Testing and exercises
Once the continuity management system is up and running, testing and exercises should be carried out on a regular basis to ensure that it is working effectively and efficiently over time.
Continuous improvement
Training of staff with continuity responsibilities should be conducted in tandem with testing and exercises. Meanwhile, efforts should be made to obtain constant feedback and maintain open communication to ensure ongoing improvement of the continuity management system.
Excerpted from, The Resilience Equation by Booz Allen Hamilton.
Key takeaways
- Resilience efforts should be informed that networks are comprised of individual nodes that may operate independently.
- There may be many paths to fail, there are also multiple ways for a network to quickly heal itself.
- Cyber risk factors now plaguing our digital age are missing from the top of corporate strategic agendas.
- Leaders are yet to develop an understanding of how their business is exposed to cyber threats and their impact.

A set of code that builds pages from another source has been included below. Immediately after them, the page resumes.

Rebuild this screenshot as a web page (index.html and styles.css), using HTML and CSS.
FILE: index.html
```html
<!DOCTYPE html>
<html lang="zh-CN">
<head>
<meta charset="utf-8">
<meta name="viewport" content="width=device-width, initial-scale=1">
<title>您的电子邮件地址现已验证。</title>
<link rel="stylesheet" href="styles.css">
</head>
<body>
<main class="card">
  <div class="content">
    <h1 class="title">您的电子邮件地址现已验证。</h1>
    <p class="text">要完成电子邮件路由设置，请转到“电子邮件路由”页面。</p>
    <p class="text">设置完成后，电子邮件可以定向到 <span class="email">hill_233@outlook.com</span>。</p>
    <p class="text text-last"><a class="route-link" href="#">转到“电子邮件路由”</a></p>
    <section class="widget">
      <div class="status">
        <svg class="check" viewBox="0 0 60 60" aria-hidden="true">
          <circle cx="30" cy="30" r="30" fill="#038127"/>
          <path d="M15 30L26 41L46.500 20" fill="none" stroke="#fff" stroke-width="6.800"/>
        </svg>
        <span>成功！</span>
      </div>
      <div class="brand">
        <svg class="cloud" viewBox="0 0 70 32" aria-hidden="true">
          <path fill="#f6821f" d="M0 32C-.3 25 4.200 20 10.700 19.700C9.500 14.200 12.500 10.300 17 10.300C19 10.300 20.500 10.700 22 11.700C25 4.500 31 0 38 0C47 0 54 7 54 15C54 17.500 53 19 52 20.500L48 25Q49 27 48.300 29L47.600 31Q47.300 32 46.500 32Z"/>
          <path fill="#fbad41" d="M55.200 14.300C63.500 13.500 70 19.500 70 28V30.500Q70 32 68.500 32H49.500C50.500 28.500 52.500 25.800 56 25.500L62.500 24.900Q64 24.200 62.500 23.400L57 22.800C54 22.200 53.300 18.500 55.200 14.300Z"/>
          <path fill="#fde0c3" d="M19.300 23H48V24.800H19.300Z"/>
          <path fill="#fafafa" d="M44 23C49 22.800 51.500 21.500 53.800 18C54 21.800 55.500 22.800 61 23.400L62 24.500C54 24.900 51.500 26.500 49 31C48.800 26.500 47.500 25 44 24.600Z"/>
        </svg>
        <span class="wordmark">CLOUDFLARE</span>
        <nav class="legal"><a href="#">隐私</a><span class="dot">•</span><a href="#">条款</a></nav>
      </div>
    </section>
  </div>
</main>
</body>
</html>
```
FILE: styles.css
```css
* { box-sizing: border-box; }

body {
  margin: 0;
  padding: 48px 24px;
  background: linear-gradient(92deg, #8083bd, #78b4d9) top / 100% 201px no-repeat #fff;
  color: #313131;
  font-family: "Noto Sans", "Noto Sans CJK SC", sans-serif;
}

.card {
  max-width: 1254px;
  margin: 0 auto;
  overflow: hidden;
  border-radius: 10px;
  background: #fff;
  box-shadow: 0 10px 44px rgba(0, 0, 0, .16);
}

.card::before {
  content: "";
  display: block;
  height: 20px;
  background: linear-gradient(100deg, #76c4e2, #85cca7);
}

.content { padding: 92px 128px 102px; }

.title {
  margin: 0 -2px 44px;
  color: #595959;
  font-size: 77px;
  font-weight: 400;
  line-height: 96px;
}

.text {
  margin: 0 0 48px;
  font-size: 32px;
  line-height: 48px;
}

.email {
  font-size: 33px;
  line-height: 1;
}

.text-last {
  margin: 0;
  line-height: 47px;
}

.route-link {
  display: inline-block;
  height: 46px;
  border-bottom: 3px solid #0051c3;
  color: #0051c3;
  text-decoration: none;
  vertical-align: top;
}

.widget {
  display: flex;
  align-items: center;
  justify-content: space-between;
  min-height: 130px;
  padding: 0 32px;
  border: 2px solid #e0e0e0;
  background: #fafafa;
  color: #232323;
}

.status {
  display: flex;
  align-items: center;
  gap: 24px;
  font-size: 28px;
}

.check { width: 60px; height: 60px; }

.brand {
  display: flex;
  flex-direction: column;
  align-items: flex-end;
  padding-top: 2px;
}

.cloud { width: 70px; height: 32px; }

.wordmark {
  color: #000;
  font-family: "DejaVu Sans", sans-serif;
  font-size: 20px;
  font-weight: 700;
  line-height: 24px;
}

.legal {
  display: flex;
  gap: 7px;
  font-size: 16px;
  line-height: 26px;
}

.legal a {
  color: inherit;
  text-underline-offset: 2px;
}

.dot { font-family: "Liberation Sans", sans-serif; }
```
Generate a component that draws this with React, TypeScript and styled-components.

- Organisations have not yet been stung hard enough by cyber-attacks for resilience to been seen as a strategic priority.
- Organisations need to build awareness of resilience and the need for it to be integrated across systems.
- Cyber risk factors need to be integrated within the organisation’s risk management, continuity management and testing systems.
- Testing and exercises provide review of the effectiveness of the internal control system.
- Testing and exercises provide an opportunity to evaluate preparedness in a controlled environment.